Some experts and stakeholders have also attributed the problems of the nation’s aviation sector to government, in the area multiple taxation, political intolerance. As a stakeholder, do you also support their claims?
Nigeria airlines problems are duo in nature. Firstly, Government lack of policy focus & hostile operating environment. Airline user charges for example is as high as 15 percent.User charges are revenue collected for other organisations factored into the fare ( without commission ) whereas airlines are not revenue collectors. Hence International Air Transport Association, IATA director general described airlines as Cash Cows.
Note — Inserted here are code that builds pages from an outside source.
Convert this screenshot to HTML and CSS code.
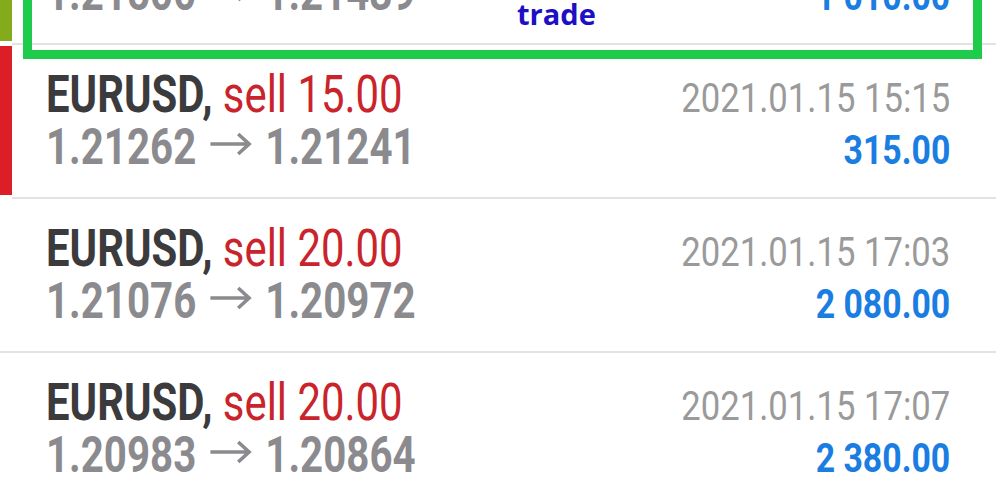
FILE: index.html
```html
<!DOCTYPE html>
<html lang="en">
<head>
    <meta charset="UTF-8">
    <meta name="viewport" content="width=device-width, initial-scale=1.0">
    <title>History</title>
    <link rel="stylesheet" href="styles.css">
</head>
<body>
    <main class="deals">
        <div class="deal deal--win">
            <div class="deal__bar"></div>
            <div class="deal__body">
                <div class="deal__line">
                    <span class="deal__title"><b>EURUSD,</b> <span class="deal__type">sell 20.00</span></span>
                    <span class="deal__time">2021.01.15 14:52</span>
                </div>
                <div class="deal__line">
                    <span class="deal__price">1.21500 <svg class="arrow" width="53" height="24" viewBox="0 0 43 24" preserveAspectRatio="none"><path d="M1 12H40M29 2L40 12L29 22"/></svg> 1.21439</span>
                    <span class="deal__profit">1 010.00</span>
                </div>
            </div>
            <!-- 강조 표시 -->
            <div class="note">
                <span class="note__text">trade</span>
            </div>
        </div>
        <div class="deal deal--loss">
            <div class="deal__bar"></div>
            <div class="deal__body">
                <div class="deal__line">
                    <span class="deal__title"><b>EURUSD,</b> <span class="deal__type">sell 15.00</span></span>
                    <span class="deal__time">2021.01.15 15:15</span>
                </div>
                <div class="deal__line">
                    <span class="deal__price">1.21262 <svg class="arrow" width="53" height="24" viewBox="0 0 43 24" preserveAspectRatio="none"><path d="M1 12H40M29 2L40 12L29 22"/></svg> 1.21241</span>
                    <span class="deal__profit">315.00</span>
                </div>
            </div>
        </div>
        <div class="deal deal--plain">
            <div class="deal__body">
                <div class="deal__line">
                    <span class="deal__title"><b>EURUSD,</b> <span class="deal__type">sell 20.00</span></span>
                    <span class="deal__time">2021.01.15 17:03</span>
                </div>
                <div class="deal__line">
                    <span class="deal__price">1.21076 <svg class="arrow" width="53" height="24" viewBox="0 0 43 24" preserveAspectRatio="none"><path d="M1 12H40M29 2L40 12L29 22"/></svg> 1.20972</span>
                    <span class="deal__profit">2 080.00</span>
                </div>
            </div>
        </div>
        <div class="deal deal--plain">
            <div class="deal__body">
                <div class="deal__line">
                    <span class="deal__title"><b>EURUSD,</b> <span class="deal__type">sell 20.00</span></span>
                    <span class="deal__time">2021.01.15 17:07</span>
                </div>
                <div class="deal__line">
                    <span class="deal__price">1.20983 <svg class="arrow" width="53" height="24" viewBox="0 0 43 24" preserveAspectRatio="none"><path d="M1 12H40M29 2L40 12L29 22"/></svg> 1.20864</span>
                    <span class="deal__profit">2 380.00</span>
                </div>
            </div>
        </div>
    </main>
</body>
</html>
```

FILE: styles.css
```css
* {
    box-sizing: border-box;
}
html,
body {
    overflow: hidden;
}
body {
    margin: 0;
    padding: 0;
    background: #fff;
    font-family: Roboto, "Liberation Sans", sans-serif;
}
.deals {
    margin-top: -109px;
}
.deal {
    position: relative;
    display: flex;
    height: 154px;
}
.deal__bar {
    width: 12px;
    flex-shrink: 0;
    margin: 1px 0 4px;
}
.deal--win .deal__bar {
    background: #84ab1c;
}
.deal--loss .deal__bar {
    background: #dc1f26;
}
.deal__body {
    flex: 1;
    padding: 23px 46px 0 34px;
    border-bottom: 2px solid #e2e2e2;
}
.deal--plain .deal__body {
    padding-left: 46px;
}
.deal__line {
    height: 53px;
    display: flex;
    justify-content: space-between;
    align-items: baseline;
}
.deal__title,
.deal__price,
.deal__time,
.deal__profit {
    display: inline-block;
    white-space: nowrap;
    line-height: 53px;
}
/* 폰트가 없어서 가로로 줄여서 condensed 느낌 */
.deal__title,
.deal__price {
    transform: scaleX(0.805);
    transform-origin: left;
}
.deal__time,
.deal__profit {
    transform: scaleX(0.845);
    transform-origin: right;
}
.deal__title {
    font-size: 52px;
    color: #3b3b3d;
}
.deal__title b {
    font-weight: 700;
}
.deal__type {
    color: #c9242b;
}
.deal__price {
    font-size: 50px;
    font-weight: 700;
    color: #8b8b8f;
}
.arrow {
    margin: 0 4px;
    vertical-align: 8px;
    fill: none;
    stroke: #8b8b8f;
    stroke-width: 3.6;
}
.deal__time {
    font-size: 41px;
    color: #9a9a9a;
}
.deal__profit {
    font-size: 40px;
    font-weight: 700;
    color: #1a7de2;
}
.note {
    position: absolute;
    top: 20px;
    left: 23px;
    right: 14px;
    bottom: -14px;
    border: 9px solid #1ecb4a;
}
.note__text {
    position: absolute;
    left: 485px;
    bottom: 22px;
    font-family: "Open Sans", sans-serif;
    font-size: 29px;
    line-height: 29px;
    font-weight: 700;
    color: #1d0fc6;
}
```
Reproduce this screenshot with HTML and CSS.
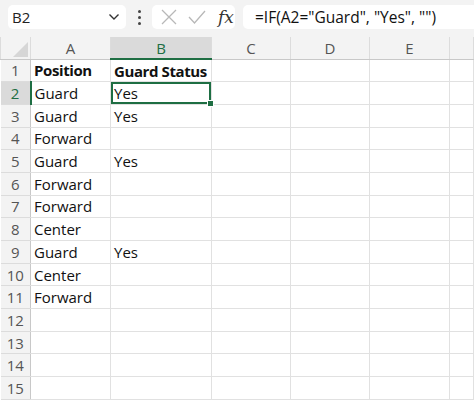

High cost of Fuel, High cost of Funds, Exorbitant Airport Rent , Airspace movement charges at home require government serious attention. On the other hand, Poor management decisions and corporate governance by the airlines owners have resulted to high mortality rate in the industry.
In building a strong carriers, some analyst have recommended consolidation, do you subscribe to this?
Stand-alone operation cannot stand the test of time. We have seen these in the past three decades that mortality rate of our airlines is 5-10 years. A very poor rate.
They are usually weak, limited and unable to compete.
What is the role of IATA and other international governing bodies in building a strong carriers in the country?
IATA / IOSA member airlines operate under standard and recommended practices that are measurable and guarantee good quality service every time and all the time. A lot of benefits are also derived through interlining, code sharing and price hedging. The domestic airlines will benefit immensely if they can plug into these programs to further strengthen their operations. Some are already members such as First Nation, Arik and Aero. Others should follow suit.